Ozan rentre à la fac de langue avant de rejoindre Ceren qui travaille avec les enfants handicapés ou réfugiés. « Quand on est arrivé, on ne voulait pas repartir. Le but c’était de finir nos études ici et d’éventuellement s’installer. » Mais le système administratif français a ses raisons que nos deux turcs ignoraient. Impossible d’avoir des équivalences, il faut reprendre depuis la L1. Et apprendre le français. « En tant que citoyen turc, c’est compliqué de choper un visa, même pour du tourisme. Il faut justifier plein de trucs et ils peuvent te refuser sans justification ! » Depuis la fin juin, ils sont retour à Istanbul, juste le temps de se réinstaller et de voter aux élections.
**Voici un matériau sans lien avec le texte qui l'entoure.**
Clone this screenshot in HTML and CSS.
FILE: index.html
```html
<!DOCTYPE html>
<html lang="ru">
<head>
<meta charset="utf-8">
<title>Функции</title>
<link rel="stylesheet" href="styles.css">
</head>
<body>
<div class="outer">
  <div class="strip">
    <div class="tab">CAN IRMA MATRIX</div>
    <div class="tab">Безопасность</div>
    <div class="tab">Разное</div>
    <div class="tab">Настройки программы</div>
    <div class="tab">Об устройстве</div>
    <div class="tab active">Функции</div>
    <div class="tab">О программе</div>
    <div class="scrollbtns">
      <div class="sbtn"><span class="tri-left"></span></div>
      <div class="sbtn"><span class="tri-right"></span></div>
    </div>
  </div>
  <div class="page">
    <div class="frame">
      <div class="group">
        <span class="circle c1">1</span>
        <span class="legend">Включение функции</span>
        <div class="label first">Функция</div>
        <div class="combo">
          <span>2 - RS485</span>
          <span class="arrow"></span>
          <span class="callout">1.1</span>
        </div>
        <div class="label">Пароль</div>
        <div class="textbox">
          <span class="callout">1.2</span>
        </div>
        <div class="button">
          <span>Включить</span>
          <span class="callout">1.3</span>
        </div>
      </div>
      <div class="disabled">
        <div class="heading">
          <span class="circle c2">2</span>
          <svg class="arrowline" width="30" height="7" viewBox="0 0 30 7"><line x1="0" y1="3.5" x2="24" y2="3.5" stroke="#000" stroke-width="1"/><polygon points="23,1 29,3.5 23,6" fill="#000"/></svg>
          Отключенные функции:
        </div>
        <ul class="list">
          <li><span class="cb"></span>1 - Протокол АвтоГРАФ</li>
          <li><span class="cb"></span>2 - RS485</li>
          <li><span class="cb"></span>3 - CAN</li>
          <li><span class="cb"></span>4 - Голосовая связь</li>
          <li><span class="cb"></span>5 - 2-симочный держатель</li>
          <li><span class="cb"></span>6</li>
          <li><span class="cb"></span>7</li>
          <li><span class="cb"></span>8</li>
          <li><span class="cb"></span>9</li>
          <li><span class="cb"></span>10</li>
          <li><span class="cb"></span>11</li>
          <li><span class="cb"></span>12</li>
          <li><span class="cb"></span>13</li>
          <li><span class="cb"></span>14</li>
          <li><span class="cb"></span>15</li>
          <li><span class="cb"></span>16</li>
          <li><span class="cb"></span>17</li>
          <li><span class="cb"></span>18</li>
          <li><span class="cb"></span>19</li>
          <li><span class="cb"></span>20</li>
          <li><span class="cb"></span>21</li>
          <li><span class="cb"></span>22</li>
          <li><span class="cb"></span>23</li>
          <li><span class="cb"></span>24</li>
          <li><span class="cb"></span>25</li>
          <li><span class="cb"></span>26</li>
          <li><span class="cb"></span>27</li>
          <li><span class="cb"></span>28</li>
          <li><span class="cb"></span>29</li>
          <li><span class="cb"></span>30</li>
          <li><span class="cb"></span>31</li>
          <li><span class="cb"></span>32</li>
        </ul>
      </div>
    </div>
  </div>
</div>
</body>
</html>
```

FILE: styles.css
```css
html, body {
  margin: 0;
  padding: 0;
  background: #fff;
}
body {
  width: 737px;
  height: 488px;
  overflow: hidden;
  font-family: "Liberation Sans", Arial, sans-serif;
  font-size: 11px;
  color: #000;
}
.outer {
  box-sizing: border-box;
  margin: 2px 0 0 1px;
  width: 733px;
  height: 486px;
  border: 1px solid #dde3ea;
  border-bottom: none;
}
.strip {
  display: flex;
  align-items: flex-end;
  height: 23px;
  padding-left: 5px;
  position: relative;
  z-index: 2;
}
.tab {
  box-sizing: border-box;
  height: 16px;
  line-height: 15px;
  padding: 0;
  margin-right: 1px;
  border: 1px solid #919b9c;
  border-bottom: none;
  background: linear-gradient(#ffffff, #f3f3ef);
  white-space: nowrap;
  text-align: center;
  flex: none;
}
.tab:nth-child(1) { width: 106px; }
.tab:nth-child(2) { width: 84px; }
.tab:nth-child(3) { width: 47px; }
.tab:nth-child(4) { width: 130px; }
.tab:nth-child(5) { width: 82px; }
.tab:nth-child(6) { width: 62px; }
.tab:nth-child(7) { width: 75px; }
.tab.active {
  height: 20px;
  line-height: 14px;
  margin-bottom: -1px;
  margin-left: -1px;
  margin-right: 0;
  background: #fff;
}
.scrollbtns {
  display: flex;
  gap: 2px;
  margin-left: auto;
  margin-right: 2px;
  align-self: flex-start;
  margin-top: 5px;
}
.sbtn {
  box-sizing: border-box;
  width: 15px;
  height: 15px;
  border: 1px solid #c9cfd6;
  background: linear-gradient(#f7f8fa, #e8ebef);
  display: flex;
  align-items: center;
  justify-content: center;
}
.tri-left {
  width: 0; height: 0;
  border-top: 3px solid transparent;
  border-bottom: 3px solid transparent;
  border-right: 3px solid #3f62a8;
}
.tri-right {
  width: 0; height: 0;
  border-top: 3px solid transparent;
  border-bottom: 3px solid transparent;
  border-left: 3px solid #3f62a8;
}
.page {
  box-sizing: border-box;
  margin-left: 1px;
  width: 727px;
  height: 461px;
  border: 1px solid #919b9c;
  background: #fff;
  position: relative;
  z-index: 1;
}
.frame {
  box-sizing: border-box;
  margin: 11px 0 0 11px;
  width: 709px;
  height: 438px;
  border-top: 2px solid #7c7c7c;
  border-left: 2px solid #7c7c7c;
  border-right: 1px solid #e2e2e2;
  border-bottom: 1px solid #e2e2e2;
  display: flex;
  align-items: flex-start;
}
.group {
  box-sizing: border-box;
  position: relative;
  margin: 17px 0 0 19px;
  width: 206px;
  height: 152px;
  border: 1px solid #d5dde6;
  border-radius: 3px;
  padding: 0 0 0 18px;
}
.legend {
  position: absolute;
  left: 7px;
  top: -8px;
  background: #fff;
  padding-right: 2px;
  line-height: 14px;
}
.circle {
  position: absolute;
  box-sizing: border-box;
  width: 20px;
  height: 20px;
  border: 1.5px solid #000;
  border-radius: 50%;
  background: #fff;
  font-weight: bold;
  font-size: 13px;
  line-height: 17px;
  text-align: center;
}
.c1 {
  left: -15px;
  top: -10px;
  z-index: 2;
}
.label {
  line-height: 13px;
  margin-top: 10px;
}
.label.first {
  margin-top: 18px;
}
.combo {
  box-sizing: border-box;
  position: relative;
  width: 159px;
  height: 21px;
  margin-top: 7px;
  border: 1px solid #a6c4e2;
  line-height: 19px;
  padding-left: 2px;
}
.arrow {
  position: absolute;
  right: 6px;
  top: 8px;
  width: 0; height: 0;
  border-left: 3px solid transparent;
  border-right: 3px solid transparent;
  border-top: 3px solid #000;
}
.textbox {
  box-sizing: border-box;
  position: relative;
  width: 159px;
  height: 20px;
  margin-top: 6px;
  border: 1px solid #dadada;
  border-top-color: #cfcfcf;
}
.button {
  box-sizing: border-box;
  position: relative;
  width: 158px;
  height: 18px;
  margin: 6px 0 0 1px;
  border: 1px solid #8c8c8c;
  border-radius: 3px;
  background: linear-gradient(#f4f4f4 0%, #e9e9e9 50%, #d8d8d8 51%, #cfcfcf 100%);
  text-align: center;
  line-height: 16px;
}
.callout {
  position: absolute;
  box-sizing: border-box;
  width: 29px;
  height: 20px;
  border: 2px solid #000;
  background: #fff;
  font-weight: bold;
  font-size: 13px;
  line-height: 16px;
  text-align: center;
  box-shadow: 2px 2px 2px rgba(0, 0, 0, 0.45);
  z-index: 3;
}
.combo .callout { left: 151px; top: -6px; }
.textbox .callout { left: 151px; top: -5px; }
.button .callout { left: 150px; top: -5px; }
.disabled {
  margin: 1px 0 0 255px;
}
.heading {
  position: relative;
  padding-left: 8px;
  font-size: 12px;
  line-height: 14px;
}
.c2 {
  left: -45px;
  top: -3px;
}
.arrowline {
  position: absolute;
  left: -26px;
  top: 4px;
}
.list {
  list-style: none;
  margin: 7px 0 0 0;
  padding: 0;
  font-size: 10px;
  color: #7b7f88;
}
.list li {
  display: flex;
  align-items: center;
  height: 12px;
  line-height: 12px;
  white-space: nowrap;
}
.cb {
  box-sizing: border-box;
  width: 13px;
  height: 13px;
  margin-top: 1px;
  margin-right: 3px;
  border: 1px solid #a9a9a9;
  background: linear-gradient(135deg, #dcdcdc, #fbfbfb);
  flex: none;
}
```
Un an de souvenirs, et un album en finition

Si Ozan et Ceren n’ont pas réussi à apprendre à parler fluidement français, ils se sont réellement intégrés grâce à leur musique. « Trouver des amis est beaucoup plus facile à travers la musique. Elle unit les peuples ! Un de mes meilleurs souvenirs, c’était au nouvel an dernier. On a joué de 22h à 10h ! Plein de gens ne connaissaient pas notre style de musique, ni nos instruments (Ozan joue deux instruments traditionnels turcs, le kaval et la zurna, en plus de la guitare). Ils se sont approchés et se sont rajoutés au groupe en ajoutant des éléments d’univers musicaux complètement différents ! On jouait de la musique très traditionnelle et un gars sorti de nulle part commence à rapper et beatboxer par-dessus ! »
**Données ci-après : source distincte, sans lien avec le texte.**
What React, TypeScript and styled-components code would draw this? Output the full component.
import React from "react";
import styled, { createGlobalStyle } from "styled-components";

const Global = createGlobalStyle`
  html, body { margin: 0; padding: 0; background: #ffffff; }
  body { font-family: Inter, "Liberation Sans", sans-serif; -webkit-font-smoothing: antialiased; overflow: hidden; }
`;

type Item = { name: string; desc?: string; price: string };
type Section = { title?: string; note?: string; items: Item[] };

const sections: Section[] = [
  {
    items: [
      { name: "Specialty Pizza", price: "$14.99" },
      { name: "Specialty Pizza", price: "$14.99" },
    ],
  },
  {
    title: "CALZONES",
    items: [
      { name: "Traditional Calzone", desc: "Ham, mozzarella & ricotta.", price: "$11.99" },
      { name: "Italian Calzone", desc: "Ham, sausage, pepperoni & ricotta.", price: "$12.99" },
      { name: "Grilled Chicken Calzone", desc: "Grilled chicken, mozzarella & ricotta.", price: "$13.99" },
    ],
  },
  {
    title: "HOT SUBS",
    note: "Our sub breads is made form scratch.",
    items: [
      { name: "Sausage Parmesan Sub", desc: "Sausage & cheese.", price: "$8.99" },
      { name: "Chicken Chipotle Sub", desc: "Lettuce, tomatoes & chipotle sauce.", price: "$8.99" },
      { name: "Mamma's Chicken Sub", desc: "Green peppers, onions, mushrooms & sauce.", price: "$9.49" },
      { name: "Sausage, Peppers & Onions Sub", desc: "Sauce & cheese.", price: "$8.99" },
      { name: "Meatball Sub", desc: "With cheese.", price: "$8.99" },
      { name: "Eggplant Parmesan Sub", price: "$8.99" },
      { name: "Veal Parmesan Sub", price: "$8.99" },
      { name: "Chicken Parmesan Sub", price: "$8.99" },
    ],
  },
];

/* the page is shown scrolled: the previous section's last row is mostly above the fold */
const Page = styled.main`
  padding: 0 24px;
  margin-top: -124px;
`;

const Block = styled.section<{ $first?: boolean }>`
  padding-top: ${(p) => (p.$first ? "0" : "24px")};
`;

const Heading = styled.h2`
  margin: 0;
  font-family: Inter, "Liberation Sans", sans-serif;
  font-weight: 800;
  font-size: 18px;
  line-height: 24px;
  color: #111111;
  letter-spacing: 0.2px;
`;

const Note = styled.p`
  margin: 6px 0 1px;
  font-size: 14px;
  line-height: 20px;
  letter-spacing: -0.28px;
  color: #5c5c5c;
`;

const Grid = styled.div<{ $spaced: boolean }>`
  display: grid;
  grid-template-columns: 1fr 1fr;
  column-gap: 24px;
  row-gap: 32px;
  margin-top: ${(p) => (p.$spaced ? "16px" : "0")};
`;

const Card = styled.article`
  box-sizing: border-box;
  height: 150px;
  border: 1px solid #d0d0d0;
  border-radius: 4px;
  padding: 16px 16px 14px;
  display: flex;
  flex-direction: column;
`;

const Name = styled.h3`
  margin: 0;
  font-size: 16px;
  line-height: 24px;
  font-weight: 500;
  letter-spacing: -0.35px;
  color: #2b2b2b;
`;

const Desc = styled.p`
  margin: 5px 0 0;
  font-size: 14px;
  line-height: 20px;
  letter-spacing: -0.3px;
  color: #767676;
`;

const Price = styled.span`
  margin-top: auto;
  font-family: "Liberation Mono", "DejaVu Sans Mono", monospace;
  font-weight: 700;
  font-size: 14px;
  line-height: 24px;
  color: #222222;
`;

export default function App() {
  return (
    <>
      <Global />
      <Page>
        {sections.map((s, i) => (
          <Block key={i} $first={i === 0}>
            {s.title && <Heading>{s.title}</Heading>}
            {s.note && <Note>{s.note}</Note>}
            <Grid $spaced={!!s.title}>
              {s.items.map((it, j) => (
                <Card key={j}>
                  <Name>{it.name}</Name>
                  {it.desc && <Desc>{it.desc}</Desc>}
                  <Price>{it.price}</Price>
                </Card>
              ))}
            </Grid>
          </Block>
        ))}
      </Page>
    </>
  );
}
Ozan est très content du progrès de son groupe depuis leur formation. En arrivant ici, il s’était fait une pyramide d’objectifs à accomplir, la pointe était donc cet album de musique, toujours en cours de finition. Ils n’en espéraient pas tant. Le passage de ces deux Seyyahs à Strasbourg s’est terminé en ayant accompli presque tout ce qu’ils souhaitaient. L’avenir dira s’ils pourront revenir enchanter nos rues et nos bars de leur musique, en tout cas les connections Istanbul-Strasbourg restent solides pour le groupe. Leur clarinettiste Guillaume vient de poser le pied à Istanbul pour les voir.